The Carr Fire raging in Northern California has claimed six lives, including a firefighter and bulldozer operator working to extinguish the blaze. Shifting winds, dry fuel and steep terrain have helped the monstrous fire engulf almost 100,000 acres by Sunday night across California, authorities said.
The fire, which started a week ago, is only 17% contained, according to the California Department of Forestry and Fire Protection, known as Cal Fire. More than 3,300 fire personnel are battling the flames with more than 300 engines and 17 helicopters, Cal Fire reported.
It is one of eight major wildfires currently burning in the state.
Vast blazes claiming life and property has become an annual feature in the U.S.’ west coast. So why is California prone to such massive forest fires?
Most of California is in a Mediterranean climate zone, characterized by virtually zero rainfall for half the year. This lets things dry out. A wet season before the usual summer drought also makes for even more dried-out vegetation.

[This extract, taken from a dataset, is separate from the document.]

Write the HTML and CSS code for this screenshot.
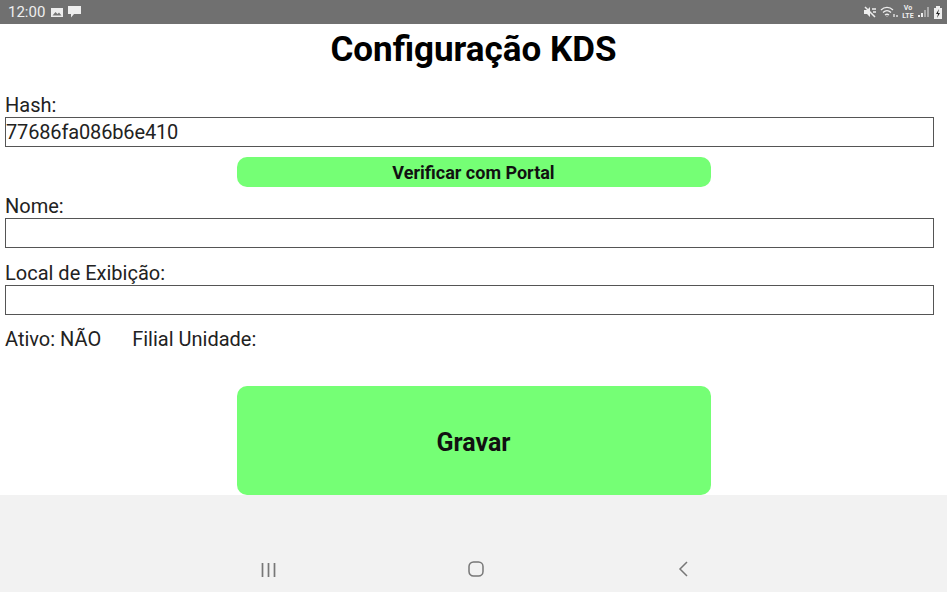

This cycle repeats every year. This year ,"This fire was whipped up into a whirlwind of activity" by gale-force winds, California department of forestry and fire protection (CalFire) chief Ken Pimlott, "uprooting trees, moving vehicles, moving parts of roadways". He told reporters they were "seeing fire whirls - literally what can be described as a tornado".
Santa Ana Winds:
The Santa Ana winds are a common occurrence in Southern California between October and March as warm air blows in from the Mojave Desert leading to blustery days in the region. At their most powerful, the winds can wreck destruction throughout the region, knocking down trees and power lines. The wind’s heat also helps dry vegetation, making it easier to burn. And when there’s a fire, the winds can also transport flames quickly spreading fire from place to place.

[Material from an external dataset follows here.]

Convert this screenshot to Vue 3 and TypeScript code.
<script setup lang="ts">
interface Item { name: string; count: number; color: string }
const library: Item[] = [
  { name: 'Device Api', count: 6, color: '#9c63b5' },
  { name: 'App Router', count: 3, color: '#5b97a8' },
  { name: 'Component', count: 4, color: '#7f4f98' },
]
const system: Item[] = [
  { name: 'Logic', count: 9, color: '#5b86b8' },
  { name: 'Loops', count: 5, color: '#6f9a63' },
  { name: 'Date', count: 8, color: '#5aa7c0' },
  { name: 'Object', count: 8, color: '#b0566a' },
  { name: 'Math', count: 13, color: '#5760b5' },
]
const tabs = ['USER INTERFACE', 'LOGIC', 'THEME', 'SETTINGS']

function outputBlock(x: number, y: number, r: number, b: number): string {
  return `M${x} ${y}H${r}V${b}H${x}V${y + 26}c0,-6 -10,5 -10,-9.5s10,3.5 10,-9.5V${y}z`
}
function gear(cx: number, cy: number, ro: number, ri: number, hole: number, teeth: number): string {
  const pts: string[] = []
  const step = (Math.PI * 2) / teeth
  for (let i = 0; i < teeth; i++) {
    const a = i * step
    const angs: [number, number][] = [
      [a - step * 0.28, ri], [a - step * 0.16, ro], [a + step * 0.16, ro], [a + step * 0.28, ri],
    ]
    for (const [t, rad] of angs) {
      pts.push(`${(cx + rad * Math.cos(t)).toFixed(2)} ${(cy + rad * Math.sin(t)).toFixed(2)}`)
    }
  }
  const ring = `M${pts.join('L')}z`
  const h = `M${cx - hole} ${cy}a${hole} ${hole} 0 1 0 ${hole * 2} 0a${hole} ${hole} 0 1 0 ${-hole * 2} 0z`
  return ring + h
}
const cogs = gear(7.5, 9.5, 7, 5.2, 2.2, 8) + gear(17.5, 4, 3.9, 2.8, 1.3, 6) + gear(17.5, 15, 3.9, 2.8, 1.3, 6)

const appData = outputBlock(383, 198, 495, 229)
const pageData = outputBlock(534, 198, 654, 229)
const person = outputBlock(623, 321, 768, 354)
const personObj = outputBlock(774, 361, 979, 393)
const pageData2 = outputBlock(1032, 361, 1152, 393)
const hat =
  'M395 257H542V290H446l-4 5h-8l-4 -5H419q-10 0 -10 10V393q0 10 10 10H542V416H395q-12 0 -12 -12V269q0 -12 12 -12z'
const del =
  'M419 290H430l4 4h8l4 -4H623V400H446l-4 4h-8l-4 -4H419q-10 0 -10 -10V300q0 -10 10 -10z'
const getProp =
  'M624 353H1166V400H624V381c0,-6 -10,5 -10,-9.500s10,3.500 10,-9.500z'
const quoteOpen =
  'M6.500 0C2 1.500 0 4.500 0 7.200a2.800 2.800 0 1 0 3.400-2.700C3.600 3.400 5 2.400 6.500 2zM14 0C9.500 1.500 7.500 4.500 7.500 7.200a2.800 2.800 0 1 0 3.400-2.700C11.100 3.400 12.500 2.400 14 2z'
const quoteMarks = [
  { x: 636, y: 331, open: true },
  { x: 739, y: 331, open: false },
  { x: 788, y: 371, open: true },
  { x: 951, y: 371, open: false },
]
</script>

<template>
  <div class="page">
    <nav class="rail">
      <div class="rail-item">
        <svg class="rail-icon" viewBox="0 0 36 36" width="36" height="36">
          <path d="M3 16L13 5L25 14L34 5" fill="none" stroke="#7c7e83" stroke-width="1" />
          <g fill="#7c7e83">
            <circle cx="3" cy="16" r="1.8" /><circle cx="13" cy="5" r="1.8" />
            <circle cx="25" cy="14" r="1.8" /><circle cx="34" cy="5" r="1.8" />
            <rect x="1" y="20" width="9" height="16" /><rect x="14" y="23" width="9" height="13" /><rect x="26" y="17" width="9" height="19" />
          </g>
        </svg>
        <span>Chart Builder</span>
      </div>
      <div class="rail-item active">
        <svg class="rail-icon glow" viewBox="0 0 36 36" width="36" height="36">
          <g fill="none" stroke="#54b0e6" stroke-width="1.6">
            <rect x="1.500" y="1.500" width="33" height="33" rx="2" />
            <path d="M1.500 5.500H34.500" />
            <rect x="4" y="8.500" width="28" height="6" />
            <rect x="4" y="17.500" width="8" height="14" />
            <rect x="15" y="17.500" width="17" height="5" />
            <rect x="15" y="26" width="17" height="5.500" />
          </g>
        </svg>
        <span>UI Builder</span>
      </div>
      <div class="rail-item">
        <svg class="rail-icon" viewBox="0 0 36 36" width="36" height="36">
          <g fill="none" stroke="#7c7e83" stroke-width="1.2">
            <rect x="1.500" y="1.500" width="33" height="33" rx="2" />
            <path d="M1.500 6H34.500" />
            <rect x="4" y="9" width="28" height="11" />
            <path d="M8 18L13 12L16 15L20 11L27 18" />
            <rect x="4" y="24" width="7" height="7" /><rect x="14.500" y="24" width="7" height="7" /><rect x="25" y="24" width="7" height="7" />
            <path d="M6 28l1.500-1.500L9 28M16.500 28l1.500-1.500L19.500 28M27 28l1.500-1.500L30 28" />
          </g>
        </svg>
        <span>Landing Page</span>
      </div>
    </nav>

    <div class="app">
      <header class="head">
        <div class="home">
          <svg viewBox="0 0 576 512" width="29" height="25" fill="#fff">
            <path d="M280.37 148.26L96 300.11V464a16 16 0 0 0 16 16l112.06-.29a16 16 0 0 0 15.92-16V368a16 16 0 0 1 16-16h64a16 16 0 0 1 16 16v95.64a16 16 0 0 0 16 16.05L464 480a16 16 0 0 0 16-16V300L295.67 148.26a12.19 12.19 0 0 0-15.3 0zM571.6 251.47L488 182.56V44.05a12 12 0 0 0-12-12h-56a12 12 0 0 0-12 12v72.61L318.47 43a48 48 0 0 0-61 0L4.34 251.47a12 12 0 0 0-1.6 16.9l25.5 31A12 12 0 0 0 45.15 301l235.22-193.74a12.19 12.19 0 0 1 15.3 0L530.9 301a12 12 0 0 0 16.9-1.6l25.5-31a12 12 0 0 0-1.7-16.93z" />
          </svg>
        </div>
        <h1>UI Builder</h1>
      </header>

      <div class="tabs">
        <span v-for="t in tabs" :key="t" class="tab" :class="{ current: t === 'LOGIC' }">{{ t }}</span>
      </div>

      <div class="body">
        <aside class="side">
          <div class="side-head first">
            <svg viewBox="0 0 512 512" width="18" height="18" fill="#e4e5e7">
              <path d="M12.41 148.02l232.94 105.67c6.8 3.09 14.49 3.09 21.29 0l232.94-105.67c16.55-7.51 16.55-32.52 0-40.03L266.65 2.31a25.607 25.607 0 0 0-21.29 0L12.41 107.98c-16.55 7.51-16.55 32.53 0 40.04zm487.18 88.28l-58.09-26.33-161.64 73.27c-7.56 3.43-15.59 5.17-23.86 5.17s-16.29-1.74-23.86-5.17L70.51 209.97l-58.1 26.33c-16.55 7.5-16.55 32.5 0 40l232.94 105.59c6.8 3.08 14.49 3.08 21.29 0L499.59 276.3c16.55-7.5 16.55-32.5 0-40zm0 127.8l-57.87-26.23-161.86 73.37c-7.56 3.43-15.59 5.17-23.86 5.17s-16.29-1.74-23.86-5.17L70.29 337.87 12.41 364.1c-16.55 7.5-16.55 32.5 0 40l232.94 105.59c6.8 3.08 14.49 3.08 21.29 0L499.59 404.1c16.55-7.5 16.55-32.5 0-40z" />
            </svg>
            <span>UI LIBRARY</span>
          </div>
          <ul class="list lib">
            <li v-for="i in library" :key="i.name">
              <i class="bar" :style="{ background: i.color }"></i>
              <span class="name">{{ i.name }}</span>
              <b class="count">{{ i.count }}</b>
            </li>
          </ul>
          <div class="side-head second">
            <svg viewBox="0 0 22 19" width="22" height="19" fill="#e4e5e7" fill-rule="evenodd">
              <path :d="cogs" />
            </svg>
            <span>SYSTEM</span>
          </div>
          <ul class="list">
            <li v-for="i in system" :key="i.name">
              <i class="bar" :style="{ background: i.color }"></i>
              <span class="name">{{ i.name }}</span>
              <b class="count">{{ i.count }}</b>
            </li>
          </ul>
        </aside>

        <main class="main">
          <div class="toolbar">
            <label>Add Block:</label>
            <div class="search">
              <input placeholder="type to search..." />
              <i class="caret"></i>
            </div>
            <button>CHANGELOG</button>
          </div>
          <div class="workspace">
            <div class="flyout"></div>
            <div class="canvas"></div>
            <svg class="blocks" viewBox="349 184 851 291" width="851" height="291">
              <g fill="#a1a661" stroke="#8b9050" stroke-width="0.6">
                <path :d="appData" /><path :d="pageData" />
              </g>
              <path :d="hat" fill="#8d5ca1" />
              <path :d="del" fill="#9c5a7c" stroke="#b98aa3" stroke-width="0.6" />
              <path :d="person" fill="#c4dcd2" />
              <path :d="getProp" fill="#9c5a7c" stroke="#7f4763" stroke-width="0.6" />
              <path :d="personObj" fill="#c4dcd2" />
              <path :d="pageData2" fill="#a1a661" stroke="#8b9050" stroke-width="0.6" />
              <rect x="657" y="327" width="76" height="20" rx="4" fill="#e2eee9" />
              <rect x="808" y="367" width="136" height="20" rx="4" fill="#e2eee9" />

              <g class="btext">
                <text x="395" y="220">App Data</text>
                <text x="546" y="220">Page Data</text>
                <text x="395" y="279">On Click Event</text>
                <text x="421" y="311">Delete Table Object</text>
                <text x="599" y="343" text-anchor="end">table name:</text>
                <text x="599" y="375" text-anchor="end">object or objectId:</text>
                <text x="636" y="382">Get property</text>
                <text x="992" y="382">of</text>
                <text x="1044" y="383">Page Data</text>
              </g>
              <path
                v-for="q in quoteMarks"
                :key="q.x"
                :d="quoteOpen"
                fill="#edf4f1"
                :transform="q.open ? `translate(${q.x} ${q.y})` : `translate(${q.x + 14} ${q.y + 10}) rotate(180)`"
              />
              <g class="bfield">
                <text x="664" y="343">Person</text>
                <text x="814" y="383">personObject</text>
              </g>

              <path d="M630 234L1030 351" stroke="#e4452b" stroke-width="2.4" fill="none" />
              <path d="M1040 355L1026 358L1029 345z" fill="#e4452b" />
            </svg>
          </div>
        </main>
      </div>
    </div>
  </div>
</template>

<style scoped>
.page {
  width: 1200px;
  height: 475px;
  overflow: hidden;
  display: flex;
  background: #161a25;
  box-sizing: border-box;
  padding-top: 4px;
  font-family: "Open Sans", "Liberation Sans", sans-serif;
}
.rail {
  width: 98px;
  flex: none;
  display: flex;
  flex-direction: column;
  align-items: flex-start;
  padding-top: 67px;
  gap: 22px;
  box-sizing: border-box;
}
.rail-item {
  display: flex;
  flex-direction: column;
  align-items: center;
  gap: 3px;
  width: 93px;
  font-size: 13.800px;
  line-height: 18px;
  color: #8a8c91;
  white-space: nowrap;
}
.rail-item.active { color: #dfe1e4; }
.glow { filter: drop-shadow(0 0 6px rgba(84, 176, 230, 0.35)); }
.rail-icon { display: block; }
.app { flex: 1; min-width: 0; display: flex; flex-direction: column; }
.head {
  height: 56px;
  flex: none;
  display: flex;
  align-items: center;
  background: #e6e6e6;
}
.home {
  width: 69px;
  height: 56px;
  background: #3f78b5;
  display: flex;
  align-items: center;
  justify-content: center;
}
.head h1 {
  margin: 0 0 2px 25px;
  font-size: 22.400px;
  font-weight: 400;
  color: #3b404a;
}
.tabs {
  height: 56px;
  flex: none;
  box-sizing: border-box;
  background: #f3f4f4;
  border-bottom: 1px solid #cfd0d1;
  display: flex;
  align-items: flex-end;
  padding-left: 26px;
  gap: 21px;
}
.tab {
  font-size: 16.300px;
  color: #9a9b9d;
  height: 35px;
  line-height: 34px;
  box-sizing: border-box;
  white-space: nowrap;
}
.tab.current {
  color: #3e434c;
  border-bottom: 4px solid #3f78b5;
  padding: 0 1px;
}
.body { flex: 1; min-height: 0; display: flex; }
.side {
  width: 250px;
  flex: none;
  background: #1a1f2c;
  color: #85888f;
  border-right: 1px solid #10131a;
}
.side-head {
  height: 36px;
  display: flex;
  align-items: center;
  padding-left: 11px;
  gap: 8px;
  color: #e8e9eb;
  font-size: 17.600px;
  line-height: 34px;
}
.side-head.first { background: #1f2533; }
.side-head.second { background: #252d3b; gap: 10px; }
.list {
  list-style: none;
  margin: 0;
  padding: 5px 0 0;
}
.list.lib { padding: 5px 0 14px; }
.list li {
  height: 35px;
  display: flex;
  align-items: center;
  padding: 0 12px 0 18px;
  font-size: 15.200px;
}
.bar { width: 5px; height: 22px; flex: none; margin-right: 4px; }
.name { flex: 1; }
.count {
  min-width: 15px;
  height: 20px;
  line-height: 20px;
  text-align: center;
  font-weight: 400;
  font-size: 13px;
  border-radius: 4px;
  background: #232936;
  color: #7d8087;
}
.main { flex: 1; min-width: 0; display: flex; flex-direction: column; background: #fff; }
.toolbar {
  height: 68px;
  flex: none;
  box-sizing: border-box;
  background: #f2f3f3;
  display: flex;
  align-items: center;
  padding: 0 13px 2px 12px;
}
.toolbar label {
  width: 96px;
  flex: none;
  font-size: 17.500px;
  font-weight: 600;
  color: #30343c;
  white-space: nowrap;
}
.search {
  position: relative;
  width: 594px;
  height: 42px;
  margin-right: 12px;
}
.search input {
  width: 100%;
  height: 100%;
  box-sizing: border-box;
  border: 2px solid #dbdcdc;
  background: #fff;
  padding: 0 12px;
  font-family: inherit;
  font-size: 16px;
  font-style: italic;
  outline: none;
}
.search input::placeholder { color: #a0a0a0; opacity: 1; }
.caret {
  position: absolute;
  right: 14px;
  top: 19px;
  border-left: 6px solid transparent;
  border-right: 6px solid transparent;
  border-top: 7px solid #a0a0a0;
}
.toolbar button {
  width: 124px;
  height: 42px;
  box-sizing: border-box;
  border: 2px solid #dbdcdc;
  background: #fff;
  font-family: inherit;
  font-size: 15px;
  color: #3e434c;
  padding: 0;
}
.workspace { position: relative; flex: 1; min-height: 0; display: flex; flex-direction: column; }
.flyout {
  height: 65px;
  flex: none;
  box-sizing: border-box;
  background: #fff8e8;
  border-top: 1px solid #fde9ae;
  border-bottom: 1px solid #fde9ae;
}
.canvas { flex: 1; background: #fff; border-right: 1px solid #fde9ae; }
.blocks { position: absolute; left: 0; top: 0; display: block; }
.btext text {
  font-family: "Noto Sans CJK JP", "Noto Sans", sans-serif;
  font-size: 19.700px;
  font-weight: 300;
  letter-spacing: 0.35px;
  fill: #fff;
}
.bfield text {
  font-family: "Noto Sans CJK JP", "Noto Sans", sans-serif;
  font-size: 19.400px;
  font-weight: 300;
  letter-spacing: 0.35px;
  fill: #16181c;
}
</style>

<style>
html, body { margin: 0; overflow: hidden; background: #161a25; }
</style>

Experts say this has been the worst start to the fire season in 10 years - partly due to the 2012-2017 drought that killed off large amounts of vegetation.
UCLA climate scientist Daniel Swain told the Los Angeles Times much of the state's vegetation had reached "explosively dry" levels.
The hot and dry weather in the region has also contributed to the rapid spread of California’s fires. 2017 was the second hottest on record when measured half way through the year. And downtown Los Angeles has received just 0.11 inches of rainfall since the beginning of October, typically the region’s wet season, according to data from the National Weather Service. This has led to the accumulation of factors that have made the state’s forest into dry kindling.